■ Entries shown
## Begin

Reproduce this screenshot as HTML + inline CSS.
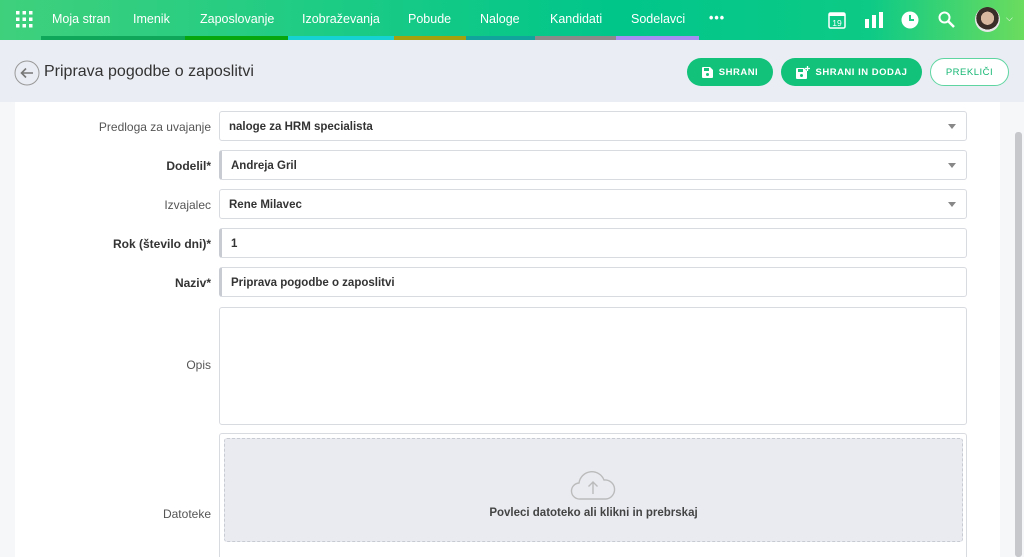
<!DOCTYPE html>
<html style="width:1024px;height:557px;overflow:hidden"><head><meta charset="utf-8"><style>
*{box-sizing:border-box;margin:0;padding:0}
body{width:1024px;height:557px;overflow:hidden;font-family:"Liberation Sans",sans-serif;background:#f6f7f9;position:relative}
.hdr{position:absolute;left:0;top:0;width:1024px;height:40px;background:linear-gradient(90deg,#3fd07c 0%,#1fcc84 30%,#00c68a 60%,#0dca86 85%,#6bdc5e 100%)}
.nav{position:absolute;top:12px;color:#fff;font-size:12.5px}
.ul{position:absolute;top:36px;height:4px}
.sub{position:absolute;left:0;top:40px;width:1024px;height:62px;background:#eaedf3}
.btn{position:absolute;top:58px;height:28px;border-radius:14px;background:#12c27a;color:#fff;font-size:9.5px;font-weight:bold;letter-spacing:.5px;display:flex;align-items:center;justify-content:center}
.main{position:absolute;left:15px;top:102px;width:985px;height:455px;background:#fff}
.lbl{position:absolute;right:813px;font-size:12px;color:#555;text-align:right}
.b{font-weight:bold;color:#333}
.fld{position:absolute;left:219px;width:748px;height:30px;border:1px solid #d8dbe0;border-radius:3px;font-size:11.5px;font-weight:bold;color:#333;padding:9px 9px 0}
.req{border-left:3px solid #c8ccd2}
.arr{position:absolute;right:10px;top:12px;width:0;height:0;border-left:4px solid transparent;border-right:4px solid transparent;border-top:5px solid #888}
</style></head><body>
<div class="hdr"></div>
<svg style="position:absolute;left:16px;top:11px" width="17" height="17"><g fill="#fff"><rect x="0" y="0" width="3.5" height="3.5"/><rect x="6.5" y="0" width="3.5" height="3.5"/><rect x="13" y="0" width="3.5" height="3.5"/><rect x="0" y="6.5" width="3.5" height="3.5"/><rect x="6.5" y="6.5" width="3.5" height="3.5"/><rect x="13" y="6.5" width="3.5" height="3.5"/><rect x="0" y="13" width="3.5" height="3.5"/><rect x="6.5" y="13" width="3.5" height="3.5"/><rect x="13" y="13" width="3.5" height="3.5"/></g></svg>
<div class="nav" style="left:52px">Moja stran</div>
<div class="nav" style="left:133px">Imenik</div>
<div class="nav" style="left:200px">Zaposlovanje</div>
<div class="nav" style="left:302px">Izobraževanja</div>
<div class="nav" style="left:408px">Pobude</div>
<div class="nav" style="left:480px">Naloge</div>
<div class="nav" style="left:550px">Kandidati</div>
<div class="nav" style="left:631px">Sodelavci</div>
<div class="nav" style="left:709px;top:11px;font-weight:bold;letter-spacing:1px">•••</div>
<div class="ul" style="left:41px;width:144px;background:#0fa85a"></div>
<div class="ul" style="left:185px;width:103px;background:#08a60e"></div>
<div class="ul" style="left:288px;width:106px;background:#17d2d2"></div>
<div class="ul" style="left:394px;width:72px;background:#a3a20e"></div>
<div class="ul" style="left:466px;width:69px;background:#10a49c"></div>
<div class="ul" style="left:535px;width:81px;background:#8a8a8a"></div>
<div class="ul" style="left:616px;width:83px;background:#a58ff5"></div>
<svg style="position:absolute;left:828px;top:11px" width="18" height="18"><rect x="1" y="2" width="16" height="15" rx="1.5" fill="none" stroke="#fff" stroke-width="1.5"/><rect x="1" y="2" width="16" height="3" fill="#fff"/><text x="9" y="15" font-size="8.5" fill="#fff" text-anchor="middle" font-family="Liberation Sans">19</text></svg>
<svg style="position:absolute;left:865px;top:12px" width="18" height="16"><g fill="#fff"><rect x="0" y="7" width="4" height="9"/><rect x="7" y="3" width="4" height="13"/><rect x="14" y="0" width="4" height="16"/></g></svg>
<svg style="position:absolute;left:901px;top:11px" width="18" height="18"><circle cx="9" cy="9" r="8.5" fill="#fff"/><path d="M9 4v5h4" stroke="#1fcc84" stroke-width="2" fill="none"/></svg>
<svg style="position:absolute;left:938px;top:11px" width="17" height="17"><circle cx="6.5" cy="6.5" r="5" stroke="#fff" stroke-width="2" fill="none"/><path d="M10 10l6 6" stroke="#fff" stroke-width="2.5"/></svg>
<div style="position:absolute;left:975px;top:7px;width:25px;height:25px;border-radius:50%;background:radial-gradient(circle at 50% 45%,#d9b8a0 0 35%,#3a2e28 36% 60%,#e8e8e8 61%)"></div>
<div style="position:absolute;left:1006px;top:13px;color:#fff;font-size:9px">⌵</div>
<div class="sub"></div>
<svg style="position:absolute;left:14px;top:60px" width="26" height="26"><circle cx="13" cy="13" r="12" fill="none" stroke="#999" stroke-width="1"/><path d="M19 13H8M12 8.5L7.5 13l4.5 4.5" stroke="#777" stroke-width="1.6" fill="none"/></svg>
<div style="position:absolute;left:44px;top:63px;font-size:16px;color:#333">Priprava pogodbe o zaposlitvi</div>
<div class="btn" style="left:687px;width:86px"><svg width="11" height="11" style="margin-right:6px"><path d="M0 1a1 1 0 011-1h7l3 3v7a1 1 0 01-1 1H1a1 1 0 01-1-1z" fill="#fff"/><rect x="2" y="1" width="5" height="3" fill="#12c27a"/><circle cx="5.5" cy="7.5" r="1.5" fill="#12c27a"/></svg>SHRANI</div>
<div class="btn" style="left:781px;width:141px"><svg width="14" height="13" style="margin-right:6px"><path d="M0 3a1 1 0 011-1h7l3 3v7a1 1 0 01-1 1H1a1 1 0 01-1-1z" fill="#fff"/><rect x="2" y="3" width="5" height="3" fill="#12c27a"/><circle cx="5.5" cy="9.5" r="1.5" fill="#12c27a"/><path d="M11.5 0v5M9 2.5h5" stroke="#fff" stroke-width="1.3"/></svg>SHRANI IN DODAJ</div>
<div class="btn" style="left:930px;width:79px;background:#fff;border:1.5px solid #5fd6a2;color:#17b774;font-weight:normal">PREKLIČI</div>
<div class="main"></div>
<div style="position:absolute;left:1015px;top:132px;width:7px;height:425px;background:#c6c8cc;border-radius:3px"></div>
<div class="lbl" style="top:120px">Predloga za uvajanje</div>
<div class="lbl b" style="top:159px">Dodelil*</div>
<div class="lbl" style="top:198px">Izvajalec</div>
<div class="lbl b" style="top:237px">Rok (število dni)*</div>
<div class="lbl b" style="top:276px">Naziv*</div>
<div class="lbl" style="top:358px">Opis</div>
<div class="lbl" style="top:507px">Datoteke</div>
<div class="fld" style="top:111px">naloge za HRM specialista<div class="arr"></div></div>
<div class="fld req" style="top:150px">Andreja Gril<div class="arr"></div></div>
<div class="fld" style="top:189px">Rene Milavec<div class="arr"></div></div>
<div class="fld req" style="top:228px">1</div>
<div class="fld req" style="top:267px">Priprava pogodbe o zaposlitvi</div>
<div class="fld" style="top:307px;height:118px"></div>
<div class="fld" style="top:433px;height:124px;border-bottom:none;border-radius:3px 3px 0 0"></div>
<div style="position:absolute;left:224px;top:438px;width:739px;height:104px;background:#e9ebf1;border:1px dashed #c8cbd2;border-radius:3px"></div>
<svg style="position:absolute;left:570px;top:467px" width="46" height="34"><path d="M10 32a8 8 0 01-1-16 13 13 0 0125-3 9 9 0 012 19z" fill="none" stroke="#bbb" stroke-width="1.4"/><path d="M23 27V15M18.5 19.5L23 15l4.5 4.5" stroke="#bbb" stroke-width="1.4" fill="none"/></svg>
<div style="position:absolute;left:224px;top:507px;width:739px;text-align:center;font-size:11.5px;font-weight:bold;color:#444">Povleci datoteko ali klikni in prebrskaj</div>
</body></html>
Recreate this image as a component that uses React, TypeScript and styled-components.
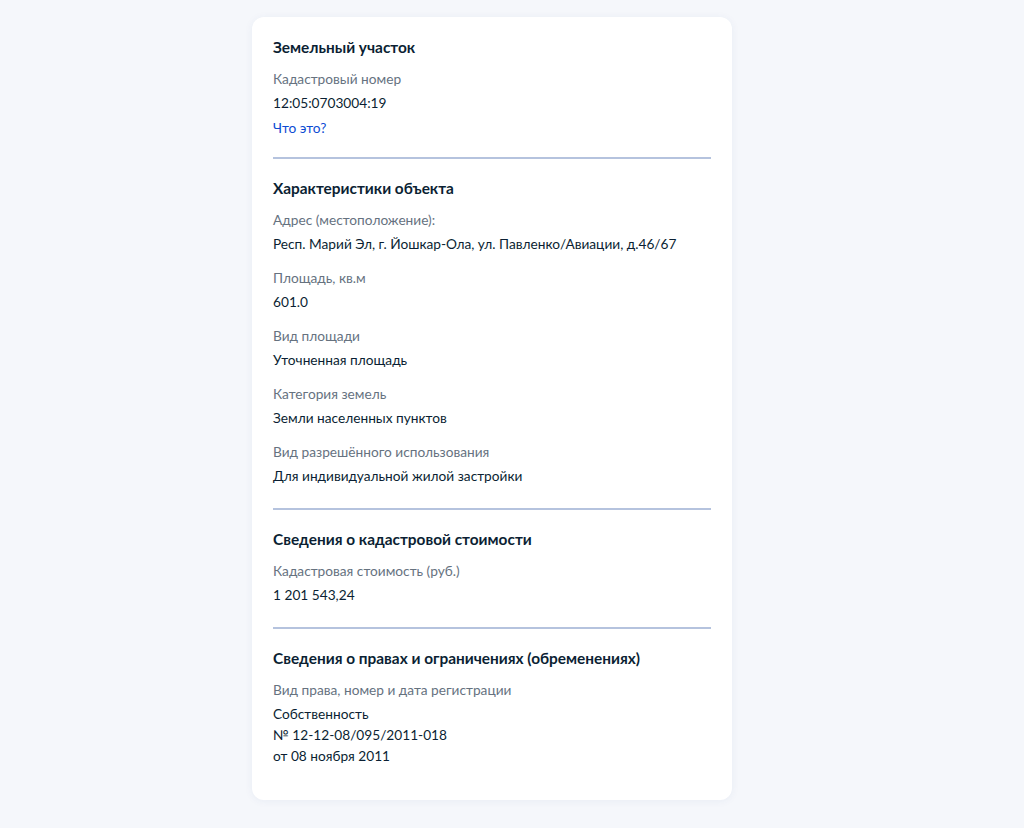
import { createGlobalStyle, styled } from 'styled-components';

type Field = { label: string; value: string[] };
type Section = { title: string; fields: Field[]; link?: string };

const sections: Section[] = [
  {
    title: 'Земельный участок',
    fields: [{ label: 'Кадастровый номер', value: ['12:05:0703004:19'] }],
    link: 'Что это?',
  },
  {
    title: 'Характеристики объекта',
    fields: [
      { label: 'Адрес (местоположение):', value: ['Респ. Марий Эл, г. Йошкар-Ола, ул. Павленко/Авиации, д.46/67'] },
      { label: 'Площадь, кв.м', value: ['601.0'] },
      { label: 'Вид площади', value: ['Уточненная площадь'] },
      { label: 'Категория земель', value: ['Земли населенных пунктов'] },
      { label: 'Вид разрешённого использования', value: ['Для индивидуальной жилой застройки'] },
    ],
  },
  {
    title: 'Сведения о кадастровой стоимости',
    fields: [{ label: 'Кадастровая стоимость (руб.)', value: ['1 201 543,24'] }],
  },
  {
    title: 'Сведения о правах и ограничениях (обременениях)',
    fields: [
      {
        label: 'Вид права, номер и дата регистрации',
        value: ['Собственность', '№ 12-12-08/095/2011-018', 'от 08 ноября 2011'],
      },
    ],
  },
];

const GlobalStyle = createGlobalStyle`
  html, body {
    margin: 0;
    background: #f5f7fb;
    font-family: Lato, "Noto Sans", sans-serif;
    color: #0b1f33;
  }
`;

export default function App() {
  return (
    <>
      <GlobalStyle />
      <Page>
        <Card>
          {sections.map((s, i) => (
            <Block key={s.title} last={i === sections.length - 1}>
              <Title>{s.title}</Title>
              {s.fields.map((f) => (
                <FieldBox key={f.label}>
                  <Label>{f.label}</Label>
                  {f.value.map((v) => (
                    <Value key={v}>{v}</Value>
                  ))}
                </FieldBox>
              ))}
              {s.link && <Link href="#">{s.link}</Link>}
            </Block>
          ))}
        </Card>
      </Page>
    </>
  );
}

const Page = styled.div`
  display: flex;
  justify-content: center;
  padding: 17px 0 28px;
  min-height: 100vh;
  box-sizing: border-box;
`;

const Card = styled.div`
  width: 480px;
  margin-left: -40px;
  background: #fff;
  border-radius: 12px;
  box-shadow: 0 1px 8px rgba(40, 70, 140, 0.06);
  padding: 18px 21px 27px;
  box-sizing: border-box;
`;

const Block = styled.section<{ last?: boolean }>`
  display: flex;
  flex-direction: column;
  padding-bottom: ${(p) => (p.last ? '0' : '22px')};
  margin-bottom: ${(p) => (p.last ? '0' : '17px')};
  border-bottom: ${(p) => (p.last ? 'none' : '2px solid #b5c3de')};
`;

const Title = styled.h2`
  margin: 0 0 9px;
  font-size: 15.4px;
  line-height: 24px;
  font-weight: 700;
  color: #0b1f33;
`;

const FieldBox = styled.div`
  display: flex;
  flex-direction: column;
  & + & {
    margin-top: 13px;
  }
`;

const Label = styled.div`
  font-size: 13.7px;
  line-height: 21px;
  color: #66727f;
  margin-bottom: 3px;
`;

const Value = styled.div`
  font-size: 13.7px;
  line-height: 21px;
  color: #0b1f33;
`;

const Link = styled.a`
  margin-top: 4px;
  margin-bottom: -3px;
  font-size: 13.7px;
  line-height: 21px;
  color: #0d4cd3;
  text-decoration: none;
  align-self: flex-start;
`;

## End

■ Given problem
Skip all pictures. Retype exactly the span whose first line is the one with "Recreate this image" and whose last line is the one with "string; fields: Field[];".

■ Answer for the task
Recreate this image as a component that uses React, TypeScript and styled-components.
import { createGlobalStyle, styled } from 'styled-components';

type Field = { label: string; value: string[] };
type Section = { title: string; fields: Field[]; link?: string };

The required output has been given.